**Task description**
Skip the pictures. Reproduce all other material exactly.

---- Data excerpt

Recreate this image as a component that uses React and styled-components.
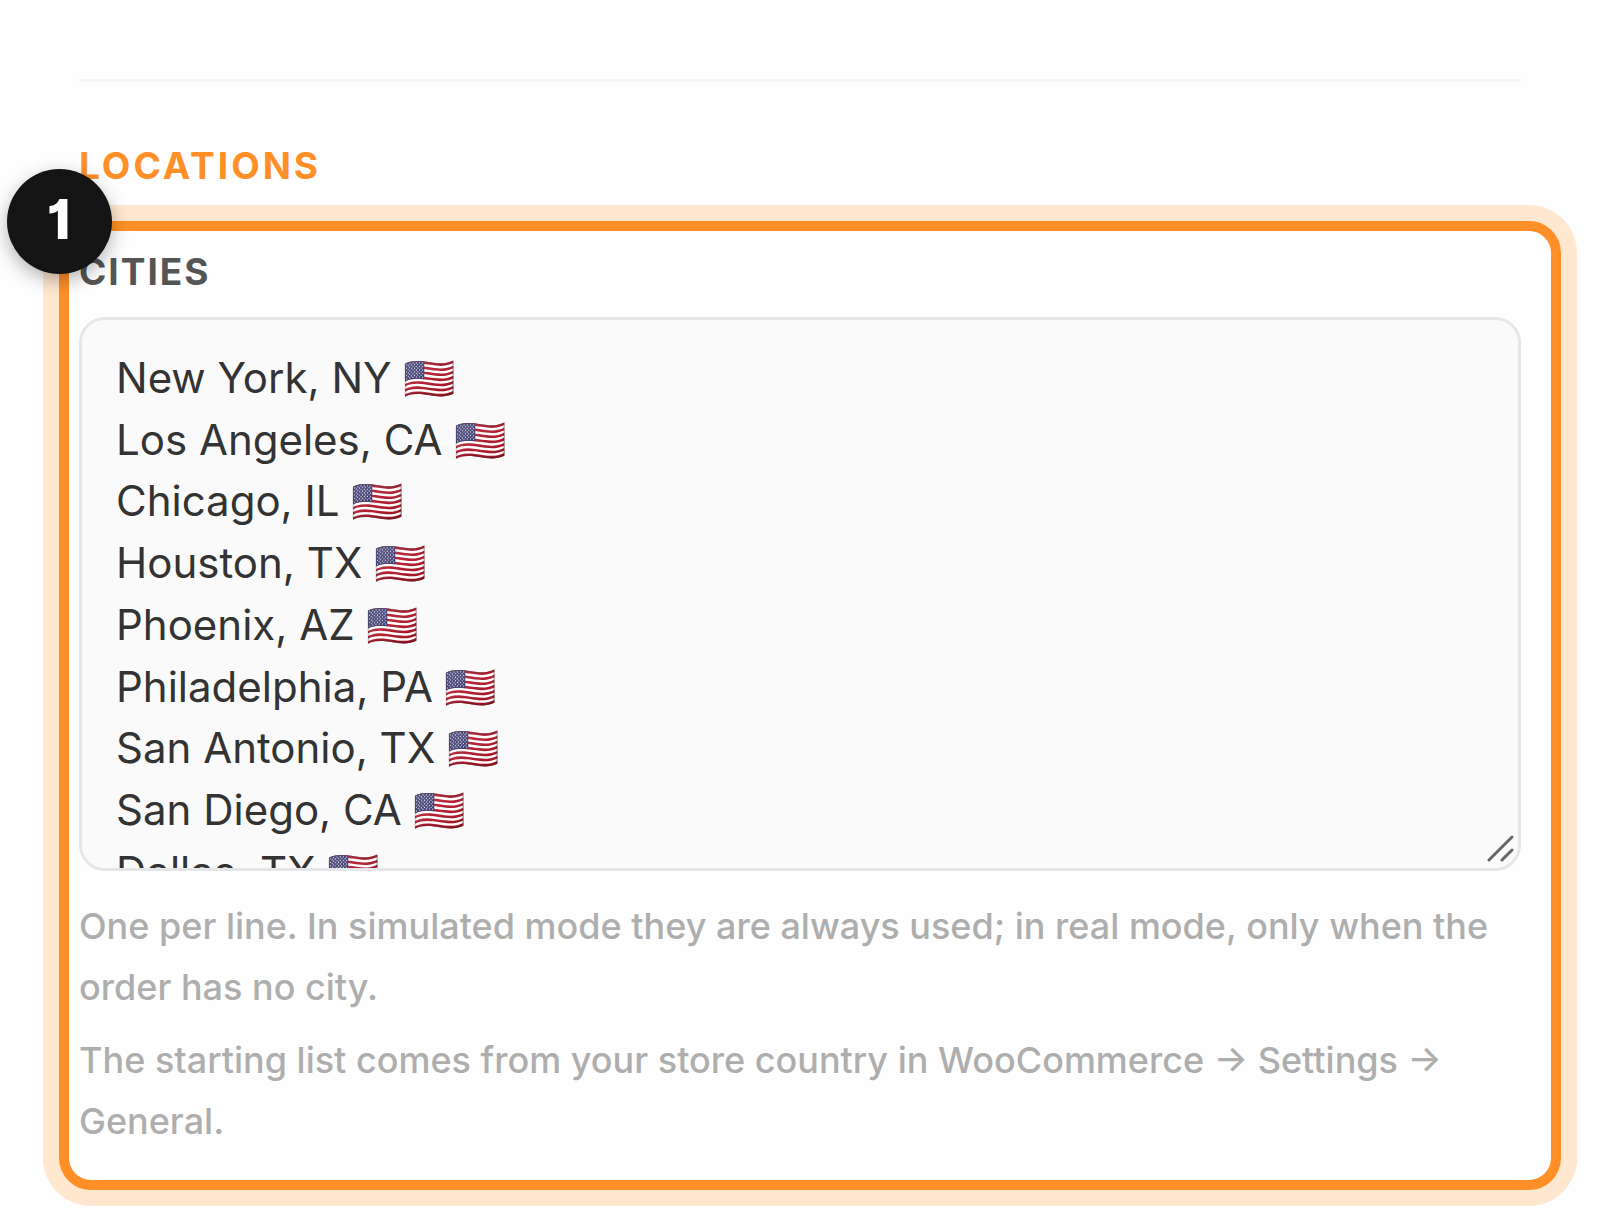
import React from 'react';
import styled, { createGlobalStyle } from 'styled-components';

const palette = {
  orange: '#ff8f26',
  halo: '#ffe7d0',
  ink: '#141414',
  label: '#555555',
  text: '#333333',
  help: '#aeaeae',
  line: '#f6f6f7',
  fieldLine: '#e5e6ea',
  field: '#fafafa',
};

const GlobalStyle = createGlobalStyle`
  * {
    box-sizing: border-box;
  }

  body {
    margin: 0;
    background: #fefefe;
    font-family: Inter, 'Noto Color Emoji', sans-serif;
  }
`;

const Page = styled.main`
  padding: 79px 79px 36px;
`;

const Divider = styled.hr`
  height: 3px;
  margin: 0 0 62px;
  border: 0;
  background: ${palette.line};
`;

const SectionTitle = styled.h2`
  margin: 0 0 33px;
  font-size: 37px;
  line-height: 44px;
  font-weight: 700;
  letter-spacing: 3px;
  text-transform: uppercase;
  color: ${palette.orange};
`;

const Highlight = styled.section`
  position: relative;
  margin: 0 -40px 0 -20px;
  padding: 19px 30px 28px 10px;
  border: 10px solid ${palette.orange};
  border-radius: 32px;
  box-shadow: 0 0 0 16px ${palette.halo};
`;

const StepBadge = styled.span`
  position: absolute;
  top: -62px;
  left: -62px;
  display: flex;
  align-items: center;
  justify-content: center;
  width: 105px;
  height: 105px;
  padding: 0 2px 6px 0;
  border-radius: 50%;
  background: ${palette.ink};
  box-shadow: 0 6px 18px rgba(0, 0, 0, 0.3);
  color: #fff;
  font-size: 55px;
  font-weight: 800;
  font-feature-settings: 'cv01';
`;

const FieldLabel = styled.label`
  display: block;
  margin-bottom: 23px;
  font-size: 37px;
  line-height: 44px;
  font-weight: 700;
  letter-spacing: 2px;
  text-transform: uppercase;
  color: ${palette.label};
`;

const FieldBox = styled.div`
  position: relative;
  margin-bottom: 25px;
`;

const TextArea = styled.textarea`
  display: block;
  width: 100%;
  margin: 0;
  padding: 27px 34px;
  border: 3px solid ${palette.fieldLine};
  border-radius: 26px;
  outline: none;
  background: ${palette.field};
  color: ${palette.text};
  font-family: inherit;
  font-size: 42px;
  line-height: 1.47;
  resize: vertical;
  scrollbar-width: none;

  &::-webkit-resizer {
    display: none;
  }
`;

const Grip = styled.svg`
  position: absolute;
  right: 6px;
  bottom: 8px;
  width: 28px;
  height: 28px;
  pointer-events: none;
`;

const Help = styled.p`
  margin: 0;
  font-size: 36px;
  line-height: 61px;
  font-weight: 500;
  color: ${palette.help};

  & + & {
    margin-top: 12px;
  }
`;

const cities = [
  'New York, NY',
  'Los Angeles, CA',
  'Chicago, IL',
  'Houston, TX',
  'Phoenix, AZ',
  'Philadelphia, PA',
  'San Antonio, TX',
  'San Diego, CA',
  'Dallas, TX',
];

const App = () => {
  const value = cities.map((city) => `${city} 🇺🇸`).join('\n');

  return (
    <Page>
      <GlobalStyle />
      <Divider />
      <SectionTitle>Locations</SectionTitle>
      <Highlight>
        <FieldLabel htmlFor="cities">Cities</FieldLabel>
        <FieldBox>
          <TextArea id="cities" rows={8} defaultValue={value} spellCheck={false} />
          <Grip viewBox="0 0 28 28" aria-hidden="true">
            <path
              d="M2 25 25 2M15 25 25 15"
              stroke="#666"
              strokeWidth="3"
              strokeLinecap="round"
              fill="none"
            />
          </Grip>
        </FieldBox>
        <Help>
          One per line. In simulated mode they are always used; in real mode, only when the order
          has no city.
        </Help>
        <Help>
          The starting list comes from your store country in WooCommerce → Settings → General.
        </Help>
        <StepBadge>1</StepBadge>
      </Highlight>
    </Page>
  );
};

export default App;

--------

**Complete output**
Recreate this image as a component that uses React and styled-components.
import React from 'react';
import styled, { createGlobalStyle } from 'styled-components';

const palette = {
  orange: '#ff8f26',
  halo: '#ffe7d0',
  ink: '#141414',
  label: '#555555',
  text: '#333333',
  help: '#aeaeae',
  line: '#f6f6f7',
  fieldLine: '#e5e6ea',
  field: '#fafafa',
};

const GlobalStyle = createGlobalStyle`
  * {
    box-sizing: border-box;
  }

  body {
    margin: 0;
    background: #fefefe;
    font-family: Inter, 'Noto Color Emoji', sans-serif;
  }
`;

const Page = styled.main`
  padding: 79px 79px 36px;
`;

const Divider = styled.hr`
  height: 3px;
  margin: 0 0 62px;
  border: 0;
  background: ${palette.line};
`;

const SectionTitle = styled.h2`
  margin: 0 0 33px;
  font-size: 37px;
  line-height: 44px;
  font-weight: 700;
  letter-spacing: 3px;
  text-transform: uppercase;
  color: ${palette.orange};
`;

const Highlight = styled.section`
  position: relative;
  margin: 0 -40px 0 -20px;
  padding: 19px 30px 28px 10px;
  border: 10px solid ${palette.orange};
  border-radius: 32px;
  box-shadow: 0 0 0 16px ${palette.halo};
`;

const StepBadge = styled.span`
  position: absolute;
  top: -62px;
  left: -62px;
  display: flex;
  align-items: center;
  justify-content: center;
  width: 105px;
  height: 105px;
  padding: 0 2px 6px 0;
  border-radius: 50%;
  background: ${palette.ink};
  box-shadow: 0 6px 18px rgba(0, 0, 0, 0.3);
  color: #fff;
  font-size: 55px;
  font-weight: 800;
  font-feature-settings: 'cv01';
`;

const FieldLabel = styled.label`
  display: block;
  margin-bottom: 23px;
  font-size: 37px;
  line-height: 44px;
  font-weight: 700;
  letter-spacing: 2px;
  text-transform: uppercase;
  color: ${palette.label};
`;

const FieldBox = styled.div`
  position: relative;
  margin-bottom: 25px;
`;

const TextArea = styled.textarea`
  display: block;
  width: 100%;
  margin: 0;
  padding: 27px 34px;
  border: 3px solid ${palette.fieldLine};
  border-radius: 26px;
  outline: none;
  background: ${palette.field};
  color: ${palette.text};
  font-family: inherit;
  font-size: 42px;
  line-height: 1.47;
  resize: vertical;
  scrollbar-width: none;

  &::-webkit-resizer {
    display: none;
  }
`;

const Grip = styled.svg`
  position: absolute;
  right: 6px;
  bottom: 8px;
  width: 28px;
  height: 28px;
  pointer-events: none;
`;

const Help = styled.p`
  margin: 0;
  font-size: 36px;
  line-height: 61px;
  font-weight: 500;
  color: ${palette.help};

  & + & {
    margin-top: 12px;
  }
`;

const cities = [
  'New York, NY',
  'Los Angeles, CA',
  'Chicago, IL',
  'Houston, TX',
  'Phoenix, AZ',
  'Philadelphia, PA',
  'San Antonio, TX',
  'San Diego, CA',
  'Dallas, TX',
];

const App = () => {
  const value = cities.map((city) => `${city} 🇺🇸`).join('\n');

  return (
    <Page>
      <GlobalStyle />
      <Divider />
      <SectionTitle>Locations</SectionTitle>
      <Highlight>
        <FieldLabel htmlFor="cities">Cities</FieldLabel>
        <FieldBox>
          <TextArea id="cities" rows={8} defaultValue={value} spellCheck={false} />
          <Grip viewBox="0 0 28 28" aria-hidden="true">
            <path
              d="M2 25 25 2M15 25 25 15"
              stroke="#666"
              strokeWidth="3"
              strokeLinecap="round"
              fill="none"
            />
          </Grip>
        </FieldBox>
        <Help>
          One per line. In simulated mode they are always used; in real mode, only when the order
          has no city.
        </Help>
        <Help>
          The starting list comes from your store country in WooCommerce → Settings → General.
        </Help>
        <StepBadge>1</StepBadge>
      </Highlight>
    </Page>
  );
};

export default App;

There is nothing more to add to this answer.